Exact essential norm of generalized Hilbert matrix operators on classical analytic function spaces

TL;DR

This paper precisely calculates the essential norm of generalized Hilbert matrix operators on various classical analytic function spaces, confirming conjectured values and revealing cases where the essential and operator norms are equal.

Contribution

It provides exact formulas for the essential norm of Hilbert matrix operators on weighted Bergman, Hardy, and Korenblum spaces, extending previous bounds and conjectures.

Findings

Essential norm equals the operator norm in many cases.

Exact values computed for classical and weighted spaces.

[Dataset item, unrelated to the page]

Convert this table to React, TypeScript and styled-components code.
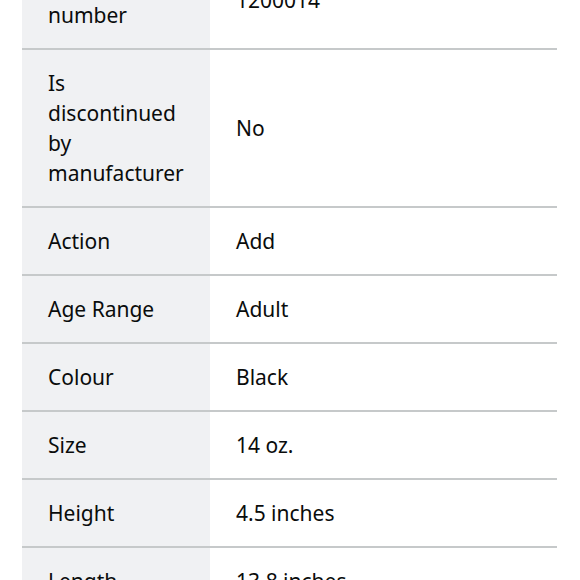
import React from "react";
import styled, { createGlobalStyle } from "styled-components";

type TRow = {
  label: string;
  value: string;
};

const rows: TRow[] = [
  { label: "Item model number", value: "1200014" },
  { label: "Is discontinued by manufacturer", value: "No" },
  { label: "Action", value: "Add" },
  { label: "Age Range", value: "Adult" },
  { label: "Colour", value: "Black" },
  { label: "Size", value: "14 oz." },
  { label: "Height", value: "4.5 inches" },
  { label: "Length", value: "13.8 inches" },
  { label: "Width", value: "6.2 inches" },
];

const GlobalStyle = createGlobalStyle`
  html, body {
    margin: 0;
    padding: 0;
    background: #ffffff;
    overflow: hidden;
  }
  body {
    font-family: "Noto Sans", "Open Sans", Arial, sans-serif;
    color: #0f1111;
  }
`;

export default function App(): React.JSX.Element {
  return (
    <>
      <GlobalStyle />
      <StyledPage>
        <StyledTable>
          <tbody>
            {rows.map((row) => {
              return (
                <StyledRow key={row.label}>
                  <StyledLabel>{row.label}</StyledLabel>
                  <StyledValue>{row.value}</StyledValue>
                </StyledRow>
              );
            })}
          </tbody>
        </StyledTable>
      </StyledPage>
    </>
  );
}

const StyledPage = styled.div`
  padding: 0 23px 0 22px;
  margin-top: -48px;
`;

const StyledTable = styled.table`
  width: 100%;
  border-collapse: collapse;
  table-layout: fixed;
`;

const StyledRow = styled.tr`
  border-bottom: 2px solid #c6c9ca;
`;

const StyledLabel = styled.td`
  width: 136px;
  padding: 18px 26px;
  background: #f0f1f3;
  font-size: 21px;
  line-height: 30px;
  vertical-align: middle;
  color: #0a0c0c;
`;

const StyledValue = styled.td`
  padding: 18px 26px;
  font-size: 21px;
  line-height: 30px;
  vertical-align: middle;
  color: #0a0c0c;
`;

Confirmed conjectured norms for Hilbert matrix operators.

Abstract

We compute the exact value of the essential norm of a generalized Hilbert matrix operator acting on weighted Bergman spaces $A^p_v$ and weighted Banach spaces $H^\infty_v$ of analytic functions, where $v$ is a general radial weight. In particular, we obtain the exact value of the essential norm of the classical Hilbert matrix operator on standard weighted Bergman spaces $A^p_\alpha$ for $p>2+\alpha, \, \alpha \ge 0,$ and on Korenblum spaces $H^\infty_\alpha$ for $0 < \alpha < 1.$ We also cover the Hardy space $H^p, \, 1 < p < \infty,$ case. In the weighted Bergman space case, the essential norm of the Hilbert matrix is equal to the conjectured value of its operator norm and similarly in the Hardy space case the essential norm and the operator norm coincide. We also compute the exact value of the norm of the Hilbert matrix on $H^\infty_{w_\alpha}$ with weights $w_\alpha(z)=(1-|z|)^\alpha$ for all $0 < \alpha < 1$. Also in this case, the values of the norm and essential norm coincide.